The historic Rātana 25th celebrations have been scaled back for a second year running to a one-day event for the local community.
Thousands of Rātana followers, politicians and dignitaries have been asked to stay away because of the threat of Covid-19 and most traditional activities have been called off.
The formal procession from the marae to the whakamoemiti service in the temple will go ahead on January 25 followed by speeches at the marae, but Rātana leaders say there will be strict safety precautions.
On Monday, the Office of the Rātana Established Church announced the service would be a "vaccinated event" for those with vaccine passes, photo identification and masks. The office said local volunteers would check passes and IDs.
It also asked followers outside of Rātana to stay home and hold whakamoemiti in their own parishes to keep the community safe.
The Rātana Komiti Marae has cancelled all other events, usually held over several days.
Head of Paepae, Kamaka Manuel, says the decision was made for safety reasons.
"Very tough decision, largely based on the restrictions and the current climate in terms of Covid appearing across the country," Manuel said.
"Our Rātana 25th hui are always attended by thousands of people and that [would] put those who attend at risk. It was a very, very hard decision to make for our people but one based on aligning with the Ministry of Health guidelines around Covid and ensuring that we keep not only ourselves safe here at home in the Rātana community but also all of our fellowship in the wider motu."
The annual pilgrimage of Rātana followers marks the birth of Tahupōtiki Wiremu Rātana, the founder of the Rātana Church and movement.
Manuel says this year's cancellations will impact heavily on the Rātana faithful.
"It's the one major hui that many of our whānau mark every year on their calendar. It's most important for them to begin their year with their attendance to recharge ā-tīnana, ā-wairua – it's the norm. When that's a cycle that's been happening for generation after generation, [cancellation] will have a huge impact for our whānau.
"This is only the second time that this has happened. Such is the impact of this ngāngara. We know that Covid is pretty much here to stay. How do we now manage our pathways forward?

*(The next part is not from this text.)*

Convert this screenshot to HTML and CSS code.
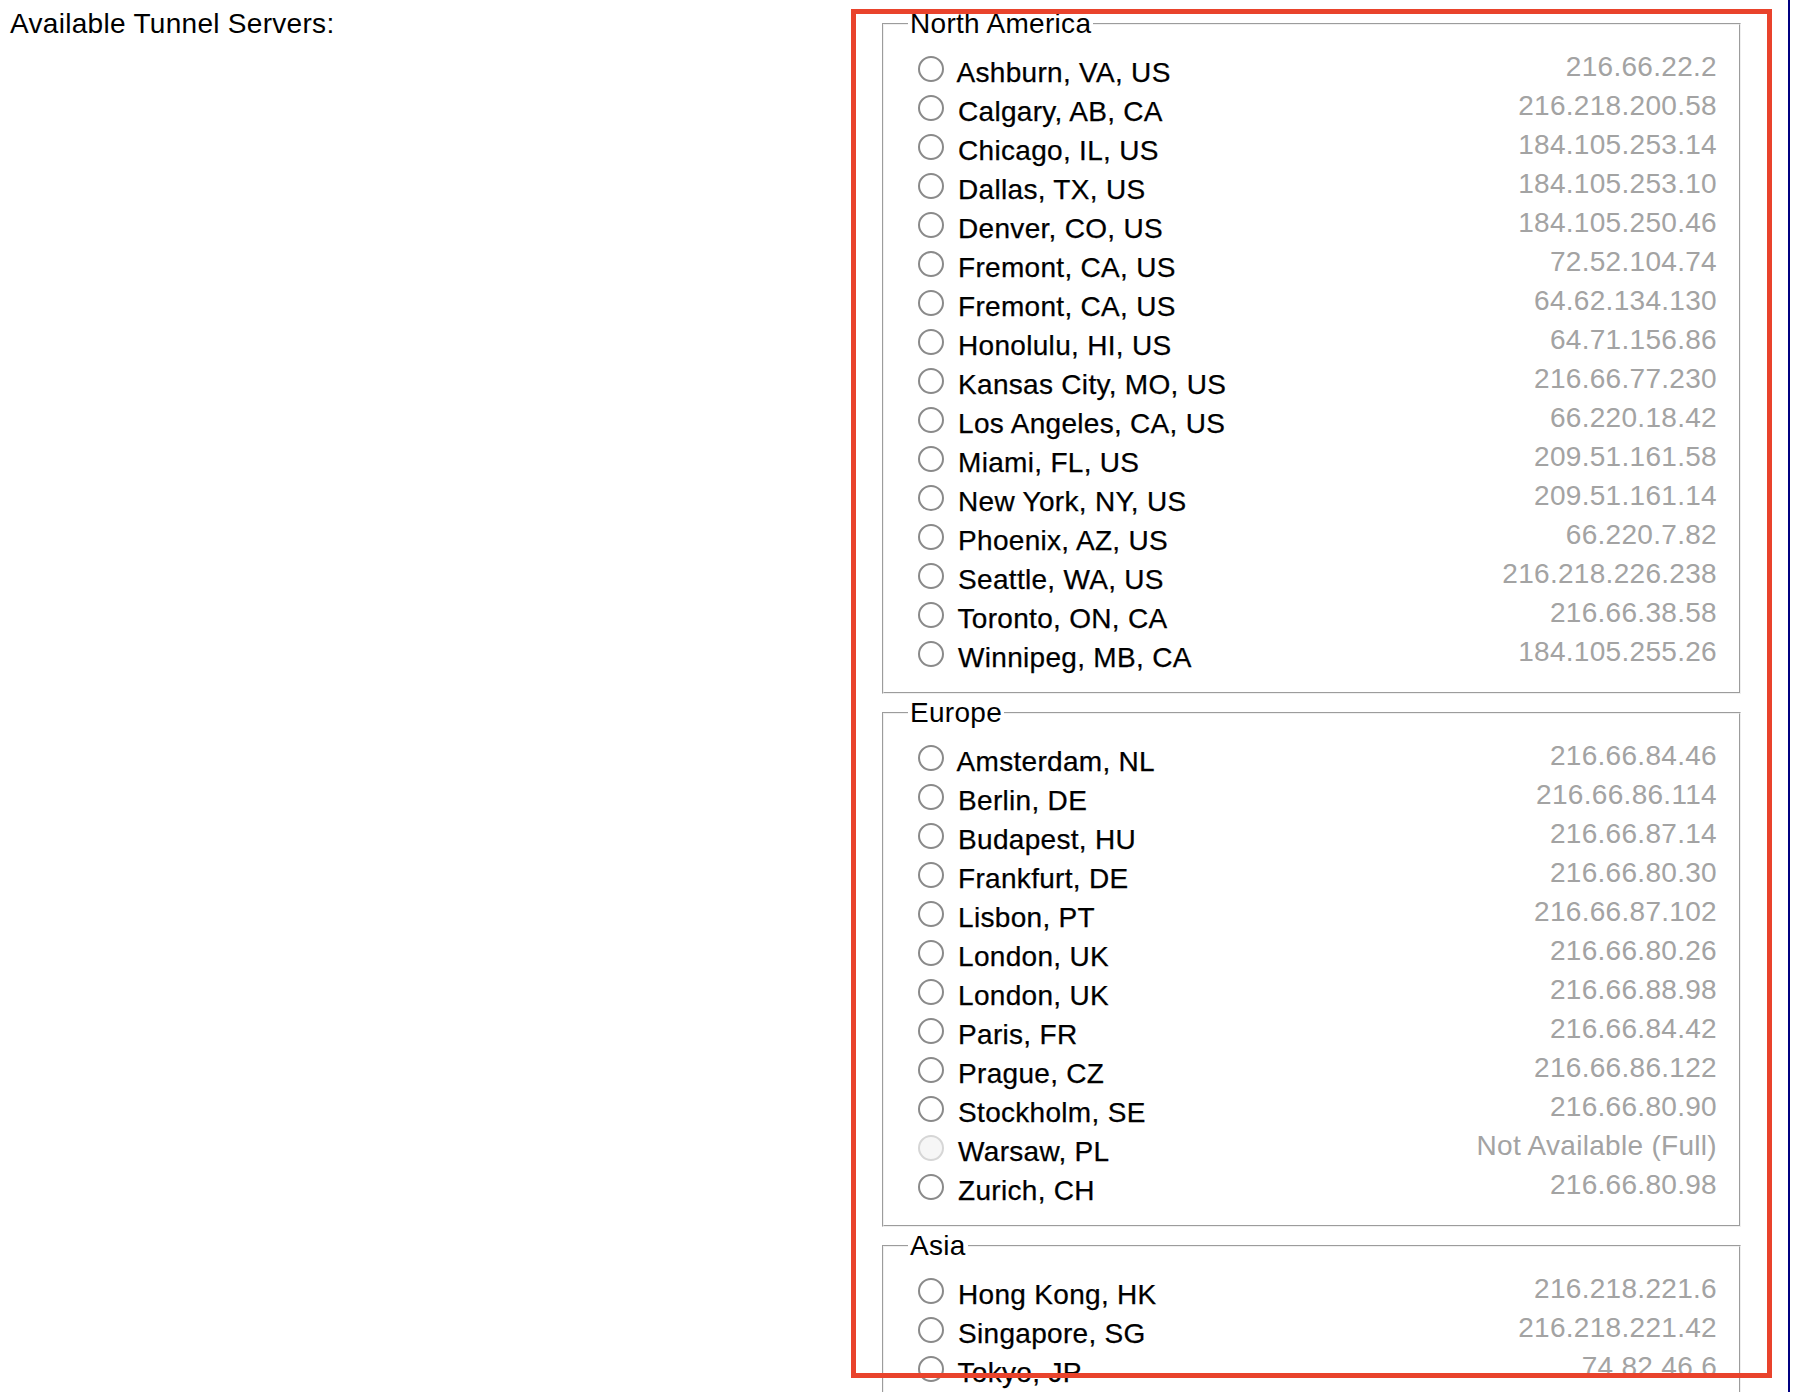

"What had to be counted into the decision was the fact that although we are in orange of the traffic light system, there are still people who belong to our hāhi who come from areas that are in red.
"One of the things about our hāhi and our mōrehu [followers] is that many of them come from very high-risk areas."
Manuel said the event has historically heralded the start of the political year, with politicians taking the opportunity to address Māoridom.
"It's that first national hui for the politicians, for Māoridom, followed by Waitangi up in the north. But the onus has to be around keeping everybody safe.
"This year we won't see the official attendance by politicians, dignitaries and the huge media presence, but there are a number of politicians who affiliate strongly to the hāhi who may attend.
"We will still have a strong contingent of our mōrehu heading down to the temepara, in the temepara for whakamoemiti and then returning from the temepara to the marae for the paepae to engage in some mihi – there will still be an aspect of that continuing."